What enthralls me most about Gabriel Garcia Márquez’s writing is his characters’ penchant for boldly diving headfirst into love. It’s a contagious idea, to dismiss fear entirely for the sake of the heart, and it’s hard not to take on that fearlessness while engrossed in one of his novels.
Attempts to echo that intrepidness in real life reminds us about the genre Márquez created – magical realism – and his Nobel-winning ability to indistinguishably blend fantasy with reality. His skill is in convincing readers that a man could reasonably be trailed by a constant cloud of yellow butterflies, as we witness in 100 Years Of Solitude, thus it follows that the nature of love as described by the author would play by the same rules. We all know butterflies don’t flock that way, and that love isn’t so simple, but reading the Colombian writer’s books suspends disbelief long enough for magic to seep into actual reality. That’s what makes him such a legendary writer.
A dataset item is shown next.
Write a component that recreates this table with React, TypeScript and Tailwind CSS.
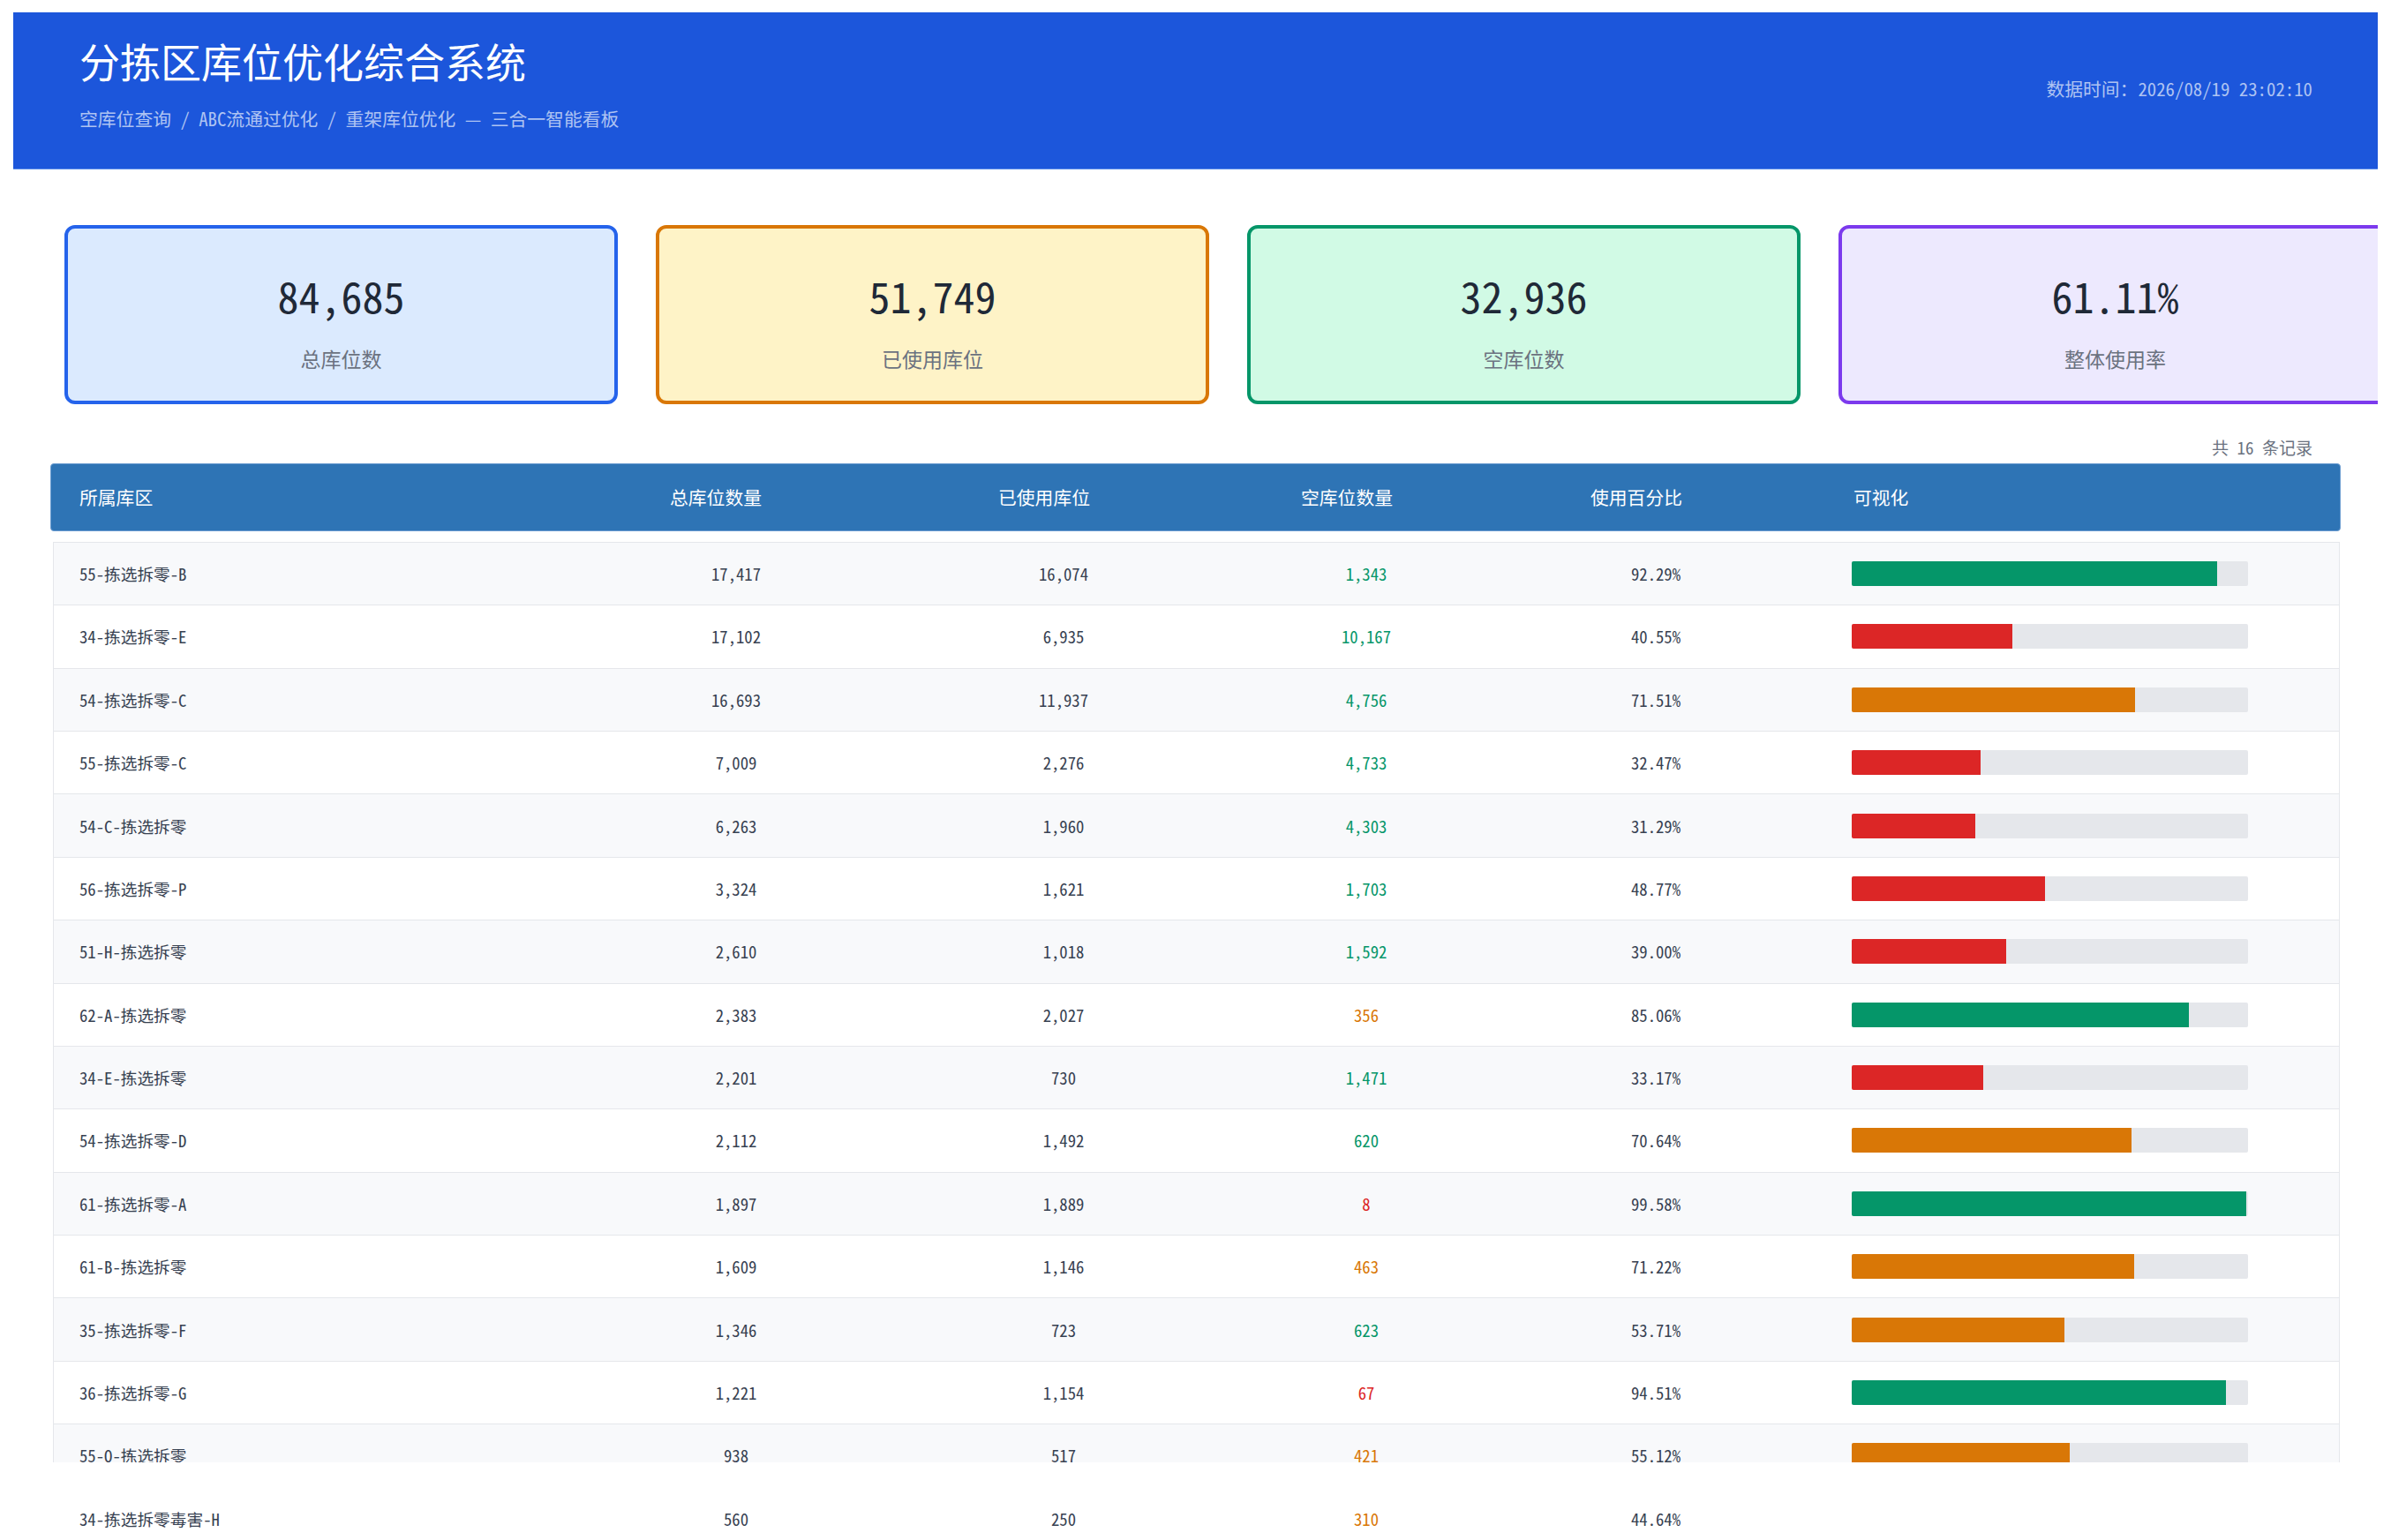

You have to wonder how a person develops the ability to communicate ideas and imagery in such a way that readers are brought to tears heavy with suffering, to uncontrollable bouts of wistful nostalgia, or to elation beyond comprehension. Some might say innate talent, others dumb luck, while Márquez himself is quoted as referencing the storytelling style of his grandparents as inspiration.
For me, it took visiting Colombia twice within three months to begin to grasp his perspective. I had wanted to see the city of Cartagena ever since I discovered it was the supposed setting for Love In The Time Of Cholera, which I devoured as a young teenager, plagued with the affliction of constantly falling in love.
Years later brings us to 2016, when that dream has come to life. The opportunity to visit the country became available on what was supposed to be a Pan-American wildlife-searching expedition, kicking off in Guatemala and terminating in Colombia. I made it as far as Belize, which took hold of my wild heart. Only once it was broken did I move on to finish my trip, with time left solely for my final stop: Colombia.
Colombia, Colombia, Colombia. I didn’t really know what to expect. The news says so many negative things, things that rile up my dad’s typical anxiety when I travel to places that are beyond 15 miles of my hometown of San Francisco. Cocaine, kingpins, violence, murder, kidnappings... stuff dads don’t like. These things may exist in Colombia, but let’s be honest; they exist everywhere.
Even so, the news never mentions the people. It doesn’t talk about their glowing warmth, their love of bright colors, their genuine kindness. Nowhere in the news does it mention that Colombians will treat you like family, feeding you and caring for you no matter how thrown-together your Spanish is. They will go out of their way to ensure your comfort. This simply hasn’t been part of the international narrative about Colombia, which means a lot of people are missing out.
Fortunately that narrative is changing, and not just because of the recent ceasefire and a peace deal in the works. Colombia is speaking for itself: the biodiversity (the best in the world), the diverse and delicious food, the colors (both fabricated and in nature), and the environments ranging from Amazon jungle to Caribbean sea to Andes mountains. There’s a deep commitment to conserving that verdant, Garden of Eden green teeming with every type of beast. This is Colombia.
The culture is passionate, fueled by a fire that leads to salsa dancing, and a universal dedication towards preserving that which makes Colombia, Colombia. Like the quality of the coffee, which is what has brought me back so quickly on the tails of my first visit. They don’t mess around when it comes to coffee. Strangers talk to each other. They help each other. They love each other. There’s a tremendous amount of love, with no attempt to hide it, only to share it. With so much fire and color and love, the thought of being trailed by butterflies doesn’t seem as strange as it used to.
When you’re in Colombia, you can feel poetry tracing its fingers along your skin. Your heart opens and so do your ears. Whether you’re chasing the scent of gardenias in Cartagena or soaking your weary skin in the thermal pools near Pereira, Colombia will inject color and love into your life, one way or another.
And so you begin to see the magic Gabriel Garcia Márquez writes about, and come to find out that the truth is, it’s more real than you could have ever imagined.